▶ _WRITTEN INSTRUCTION_
Begin with the first line of the material and copy each line word for word through the line that contains "overflow: hidden;"; the pictures are left out.

▶ _INFORMATION SUPPLIED_

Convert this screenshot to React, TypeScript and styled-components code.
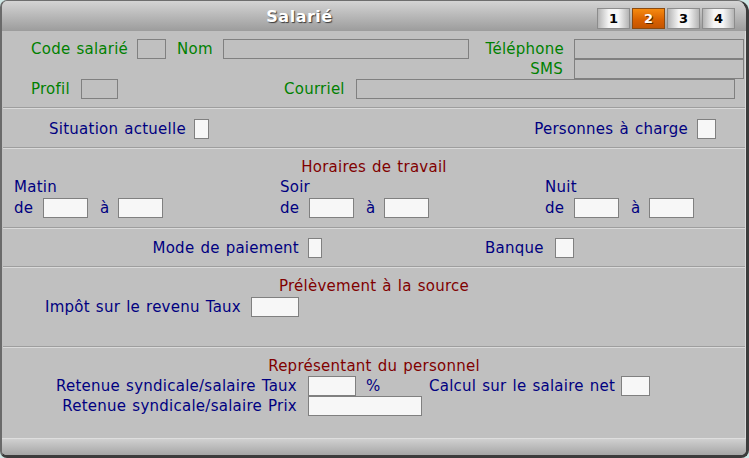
import React from "react";
import styled, { createGlobalStyle } from "styled-components";

const GlobalStyle = createGlobalStyle`
	html, body {
		margin: 0;
		padding: 0;
		background: #cfe7e5;
	}
	* {
		box-sizing: border-box;
	}
`;

const GREEN = "#008000";
const NAVY = "#000080";
const MAROON = "#800000";

const Window = styled.div`
	width: 749px;
	height: 458px;

	display: flex;
	flex-direction: column;
	overflow: hidden;

	border-top: 1px solid #6e6e6e;
	border-left: 2px solid #6a6a6a;
	border-right: 3px solid #3c3c3c;
	border-bottom: 3px solid #3c3c3c;
	border-radius: 7px 12px 8px 7px;

	background: #c0c0c0;
	font-family: "DejaVu Sans", Verdana, sans-serif;
	font-size: 15px;
	letter-spacing: 0.25px;
	word-spacing: 1px;
`;

const TitleBar = styled.div`
	height: 30px;
	flex-shrink: 0;

	display: flex;
	align-items: flex-start;

	background: linear-gradient(#d4d4d4, #9c9c9c);
`;

const Title = styled.div`
	flex: 1;
	height: 30px;

	display: flex;
	align-items: center;
	justify-content: center;

	color: #ffffff;
	font-weight: bold;
	font-size: 16px;
	letter-spacing: 0.5px;
	text-shadow: 1px 1px 1px #3a3a3a;
`;

const Tabs = styled.div`
	display: flex;
	gap: 2px;
	margin-top: 7px;
	margin-right: 11px;
`;

const Tab = styled.div<{ $active?: boolean }>`
	width: 33px;
	height: 21px;

	display: flex;
	align-items: center;
	justify-content: center;

	border: 1px solid ${({ $active }) => ($active ? "#8a4a10" : "#8c8c8c")};
	background: ${({ $active }) =>
		$active
			? "linear-gradient(#f58a10, #d86000 60%, #c45400)"
			: "linear-gradient(to right, #b4b4b4, #f6f6f6 35%, #f6f6f6 65%, #b4b4b4)"};

	color: ${({ $active }) => ($active ? "#ffffff" : "#000000")};
	font-weight: bold;
	font-size: 13px;
	letter-spacing: 0;
	text-shadow: ${({ $active }) => ($active ? "1px 1px 0 #5a2a00" : "none")};
`;

const Body = styled.div`
	flex: 1;

	display: flex;
	flex-direction: column;

	box-shadow: inset -1px 0 0 #dadada;
`;

const Section = styled.div<{ $top: number; $bottom: number }>`
	display: flex;
	flex-direction: column;

	padding-top: ${({ $top }) => $top}px;
	padding-bottom: ${({ $bottom }) => $bottom}px;
`;

const Divider = styled.div`
	height: 2px;
	margin: 0 1px;

	border-top: 1px solid #9e9e9e;
	border-bottom: 1px solid #dadada;
`;

const Row = styled.div<{ $pad?: number; $gap?: number }>`
	height: 20px;

	display: flex;
	align-items: center;

	padding-left: ${({ $pad }) => $pad ?? 0}px;
	margin-top: ${({ $gap }) => $gap ?? 0}px;
`;

const Label = styled.div<{
	$w?: number;
	$color?: string;
	$right?: boolean;
	$pr?: number;
	$pl?: number;
	$ml?: number;
}>`
	width: ${({ $w }) => ($w ? `${$w}px` : "auto")};
	flex-shrink: 0;

	padding-right: ${({ $pr }) => $pr ?? 0}px;
	padding-left: ${({ $pl }) => $pl ?? 0}px;
	margin-left: ${({ $ml }) => $ml ?? 0}px;

	text-align: ${({ $right }) => ($right ? "right" : "left")};
	white-space: nowrap;
	line-height: 18px;
	color: ${({ $color }) => $color ?? NAVY};
`;

const Field = styled.div<{ $w: number; $white?: boolean; $ml?: number }>`
	width: ${({ $w }) => $w}px;
	height: 20px;
	flex-shrink: 0;

	margin-left: ${({ $ml }) => $ml ?? 0}px;

	border: 1px solid #808080;
	background: ${({ $white }) => ($white ? "#f7f7f7" : "#c0c0c0")};
`;

const Heading = styled.div`
	height: 18px;

	line-height: 18px;
	text-align: center;
	color: ${MAROON};
`;

const Shifts = styled.div`
	display: grid;
	grid-template-columns: 266px 265px auto;

	padding-left: 12px;
	margin-top: 2px;
`;

const Shift = styled.div`
	display: flex;
	flex-direction: column;
	gap: 2px;
`;

const Footer = styled.div`
	height: 17px;
	flex-shrink: 0;

	border-top: 1px solid #dedede;
	background: linear-gradient(#d0d0d0, #a6a6a6);
`;

function ShiftColumn({ name }: { name: string }) {
	return (
		<Shift>
			<Label>{name}</Label>
			<Row>
				<Label $w={29}>de</Label>
				<Field $w={45} $white />
				<Label $w={30} $pl={12}>
					à
				</Label>
				<Field $w={45} $white />
			</Row>
		</Shift>
	);
}

export default function App() {
	return (
		<>
			<GlobalStyle />
			<Window>
				<TitleBar>
					<Title>Salarié</Title>
					<Tabs>
						<Tab>1</Tab>
						<Tab $active>2</Tab>
						<Tab>3</Tab>
						<Tab>4</Tab>
					</Tabs>
				</TitleBar>

				<Body>
					<Section $top={8} $bottom={8}>
						<Row $pad={29}>
							<Label $w={106} $color={GREEN}>
								Code salarié
							</Label>
							<Field $w={29} />
							<Label $w={46} $ml={11} $color={GREEN}>
								Nom
							</Label>
							<Field $w={246} />
							<Label $w={105} $right $pr={10} $color={GREEN}>
								Téléphone
							</Label>
							<Field $w={170} />
						</Row>
						<Row $pad={29}>
							<Label $w={543} $right $pr={11} $color={GREEN}>
								SMS
							</Label>
							<Field $w={170} />
						</Row>
						<Row $pad={29}>
							<Label $w={50} $color={GREEN}>
								Profil
							</Label>
							<Field $w={37} />
							<Label $w={72} $ml={166} $color={GREEN}>
								Courriel
							</Label>
							<Field $w={379} />
						</Row>
					</Section>
					<Divider />

					<Section $top={10} $bottom={8}>
						<Row $pad={47}>
							<Label $w={145}>Situation actuelle</Label>
							<Field $w={15} $white />
							<Label $w={217} $ml={271} $right $pr={9}>
								Personnes à charge
							</Label>
							<Field $w={19} $white />
						</Row>
					</Section>
					<Divider />

					<Section $top={9} $bottom={9}>
						<Heading>Horaires de travail</Heading>
						<Shifts>
							<ShiftColumn name="Matin" />
							<ShiftColumn name="Soir" />
							<ShiftColumn name="Nuit" />
						</Shifts>
					</Section>
					<Divider />

					<Section $top={9} $bottom={8}>
						<Row $pad={98}>
							<Label $w={208} $right $pr={9}>
								Mode de paiement
							</Label>
							<Field $w={14} $white />
							<Label $w={70} $ml={163}>
								Banque
							</Label>
							<Field $w={19} $white />
						</Row>
					</Section>
					<Divider />

					<Section $top={9} $bottom={29}>
						<Heading>Prélèvement à la source</Heading>
						<Row $pad={29} $gap={2}>
							<Label $w={220} $right $pr={10}>
								Impôt sur le revenu Taux
							</Label>
							<Field $w={48} $white />
						</Row>
					</Section>
					<Divider />

					<Section $top={9} $bottom={0}>
						<Heading>Représentant du personnel</Heading>
						<Row $pad={29} $gap={1}>
							<Label $w={277} $right $pr={11}>
								Retenue syndicale/salaire Taux
							</Label>
							<Field $w={48} $white />
							<Label $w={63} $ml={10}>
								%
							</Label>
							<Label $w={192}>Calcul sur le salaire net</Label>
							<Field $w={29} $white />
						</Row>
						<Row $pad={29}>
							<Label $w={277} $right $pr={11}>
								Retenue syndicale/salaire Prix
							</Label>
							<Field $w={114} $white />
						</Row>
					</Section>
				</Body>

				<Footer />
			</Window>
		</>
	);
}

▶ _PROBLEM SOLUTION_
Convert this screenshot to React, TypeScript and styled-components code.
import React from "react";
import styled, { createGlobalStyle } from "styled-components";

const GlobalStyle = createGlobalStyle`
	html, body {
		margin: 0;
		padding: 0;
		background: #cfe7e5;
	}
	* {
		box-sizing: border-box;
	}
`;

const GREEN = "#008000";
const NAVY = "#000080";
const MAROON = "#800000";

const Window = styled.div`
	width: 749px;
	height: 458px;

	display: flex;
	flex-direction: column;
	overflow: hidden;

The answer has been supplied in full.